We can now provide a third constructor that allows for our computer to work on remote HTML resources:

    public FleschComputer(URL myURL) {
        String line = "";
        URLConnection myConn = null;
        InputStream is = null;
        InputStreamReader myRead = null;
        BufferedReader in = null;
        try {
            myConn = myURL.openConnection();
            is = myConn.getInputStream();
        } catch (Exception ex) {
        }
        myRead = new InputStreamReader(is);
        in = new BufferedReader(myRead);
        try {
            line = in.readLine();
            while (line != null) {
                allInput = allInput + line;
                line = in.readLine();
            }
            in.close();
        } catch (Exception ex) {
        }
        allInput = allInput.replaceAll("<.*?>", "");
    }

This harkens back to the idea of file parsing that we discussed briefly in chapter 12. There is no standard mechanism for parsing files... it's an application dependant process. A good grounding in string parsing is required to open up the doors of functionality that are otherwise closed to us.

Conclusion

As you can see from this particular application, the file access part is only one small aspect. We read the file into a string, and then we have to do all the Back-Breaking Labour of actually parsing it into useful information.
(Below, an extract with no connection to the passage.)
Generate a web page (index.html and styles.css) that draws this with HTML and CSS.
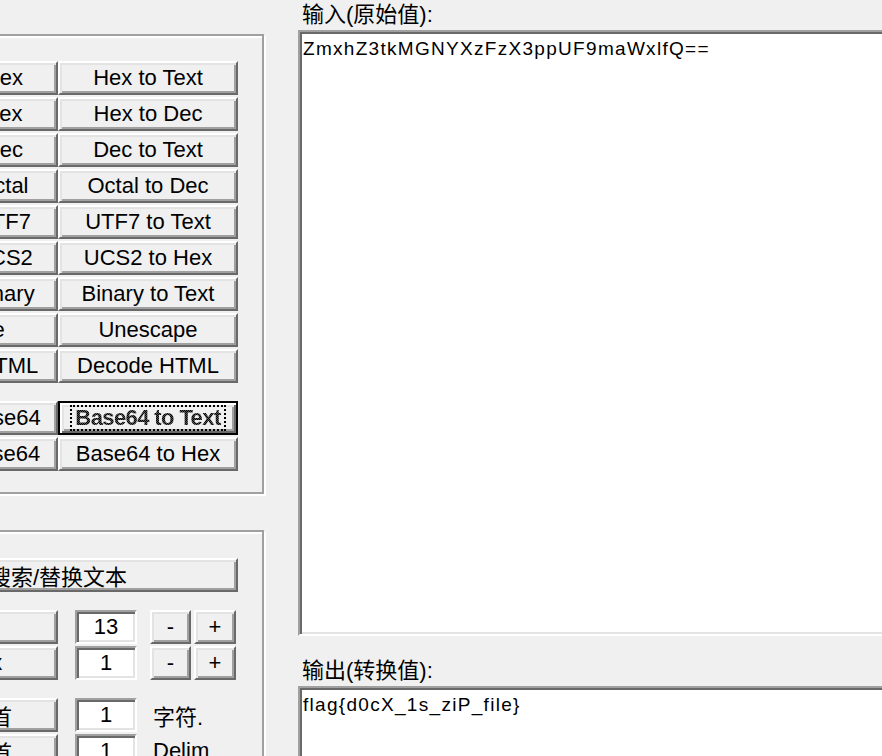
FILE: index.html
```html
<!DOCTYPE html>
<html lang="zh-CN">
<head>
  <meta charset="UTF-8">
  <title>Converter</title>
  <link rel="stylesheet" href="styles.css">
</head>
<body>
  <div class="app">
    <div class="tools">
      <div class="group">
        <div class="grid">
          <button class="btn">Text to Hex</button><button class="btn">Hex to Text</button>
          <button class="btn">Dec to Hex</button><button class="btn">Hex to Dec</button>
          <button class="btn">Text to Dec</button><button class="btn">Dec to Text</button>
          <button class="btn">Dec to Octal</button><button class="btn">Octal to Dec</button>
          <button class="btn">Text to UTF7</button><button class="btn">UTF7 to Text</button>
          <button class="btn">Text to UCS2</button><button class="btn">UCS2 to Hex</button>
          <button class="btn">Text to Binary</button><button class="btn">Binary to Text</button>
          <button class="btn">Escape</button><button class="btn">Unescape</button>
          <button class="btn">Encode HTML</button><button class="btn">Decode HTML</button>
        </div>
        <div class="grid">
          <button class="btn">Text to Base64</button><button class="btn default"><span class="focus">Base64 to Text</span></button>
          <button class="btn">Hex to Base64</button><button class="btn">Base64 to Hex</button>
        </div>
      </div>

      <div class="group lower">
        <button class="btn wide">搜索/替换文本</button>

        <div class="row">
          <button class="btn">字号</button>
          <input class="field" type="text" value="13">
          <button class="btn step">-</button><button class="btn step">+</button>
        </div>
        <div class="row tight">
          <button class="btn">To Hex</button>
          <input class="field" type="text" value="1">
          <button class="btn step">-</button><button class="btn step">+</button>
        </div>

        <div class="row">
          <button class="btn">删除行首</button>
          <input class="field" type="text" value="1">
          <span class="unit">字符.</span>
        </div>
        <div class="row tight">
          <button class="btn">截取行首</button>
          <input class="field" type="text" value="1">
          <span class="unit">Delim</span>
        </div>
      </div>
    </div>

    <div class="editor">
      <div class="label">输入(原始值):</div>
      <textarea class="text input" spellcheck="false">ZmxhZ3tkMGNYXzFzX3ppUF9maWxlfQ==</textarea>
      <div class="label out">输出(转换值):</div>
      <textarea class="text output" spellcheck="false">flag{d0cX_1s_ziP_file}</textarea>
    </div>
  </div>
</body>
</html>
```

FILE: styles.css
```css
* {
  box-sizing: border-box;
}
body {
  margin: 0;
  height: 756px;
  overflow: hidden;
  background: #f0f0f0;
  color: #000;
  font-family: 'Liberation Sans', 'Noto Sans CJK SC', sans-serif;
  font-size: 22px;
}
.app {
  display: flex;
  height: 756px;
  margin-left: -148px;
}
.tools {
  flex: none;
  width: 414px;
  padding-top: 34px;
}
.group {
  width: 412px;
  border: 2px solid #a0a0a0;
  box-shadow: inset 2px 2px #fff, 2px 2px #fff;
  padding: 25px 24px 21px;
}
.group.lower {
  margin-top: 36px;
  padding-top: 26px;
  height: 300px;
}
.grid {
  display: grid;
  grid-template-columns: 180px 180px;
  grid-auto-rows: 34px;
  row-gap: 2px;
}
.grid + .grid {
  margin-top: 18px;
}
.btn {
  display: flex;
  align-items: center;
  justify-content: center;
  flex: none;
  height: 34px;
  margin: 0;
  padding: 0;
  border: 2px solid;
  border-color: #fff #696969 #696969 #fff;
  box-shadow: inset 2px 2px #e3e3e3, inset -2px -2px #a0a0a0;
  background: #f0f0f0;
  color: #000;
  font: inherit;
  white-space: nowrap;
  overflow: hidden;
}
.btn.default {
  border-color: #000;
  box-shadow: inset 2px 2px #fff, inset -2px -2px #696969, inset 4px 4px #e3e3e3, inset -4px -4px #a0a0a0;
}
.focus {
  padding: 0 3px;
  border: 2px dotted #000;
  line-height: 22px;
  font-weight: bold;
  letter-spacing: -0.6px;
  background: repeating-conic-gradient(#000 0 25%, #555 0 50%) 0 0 / 2px 2px;
  -webkit-background-clip: text;
  background-clip: text;
  color: transparent;
}
.wide {
  width: 360px;
}
.row {
  display: flex;
  align-items: center;
  margin-top: 18px;
}
.row.tight {
  margin-top: 2px;
}
.row .btn {
  width: 180px;
}
.row .btn.step {
  width: 41px;
  margin-left: 13px;
}
.row .btn.step + .btn.step {
  width: 42px;
  margin-left: 3px;
}
.field {
  flex: none;
  width: 62px;
  height: 34px;
  margin: 0 0 0 17px;
  padding: 0;
  border: 2px solid;
  border-color: #a0a0a0 #fff #fff #a0a0a0;
  box-shadow: inset 2px 2px #696969, inset -2px -2px #e3e3e3;
  background: #fff;
  color: #000;
  font: inherit;
  text-align: center;
  outline: none;
}
.unit {
  margin-left: 16px;
  white-space: nowrap;
}
.editor {
  flex: none;
  display: flex;
  flex-direction: column;
  width: 620px;
  margin-left: 32px;
}
.label {
  flex: none;
  height: 30px;
  line-height: 30px;
  padding-left: 4px;
}
.label.out {
  margin-top: 20px;
}
.text {
  display: block;
  flex: none;
  margin: 0;
  padding: 6px 3px;
  border: 2px solid;
  border-color: #a0a0a0 #fff #fff #a0a0a0;
  box-shadow: inset 2px 2px #696969, inset -2px -2px #e3e3e3;
  background: #fff;
  color: #000;
  font-family: 'Liberation Sans', sans-serif;
  font-size: 19px;
  letter-spacing: 1.3px;
  line-height: 22px;
  resize: none;
  outline: none;
  overflow: hidden;
}
.text.input {
  height: 606px;
}
.text.output {
  height: 200px;
}
```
This is true for most applications involving file IO - it's really just a slightly more complex variable.

This particular example reintroduced is to the StringTokenizer we discussed way back in chapter 8. The way we use this tokenizer is identical regardless of whether the original string came from a file or a JTextArea.

Spending time practising string parsing will have an immediate effect on how easily you are able to parse stream based IO files into a useful format.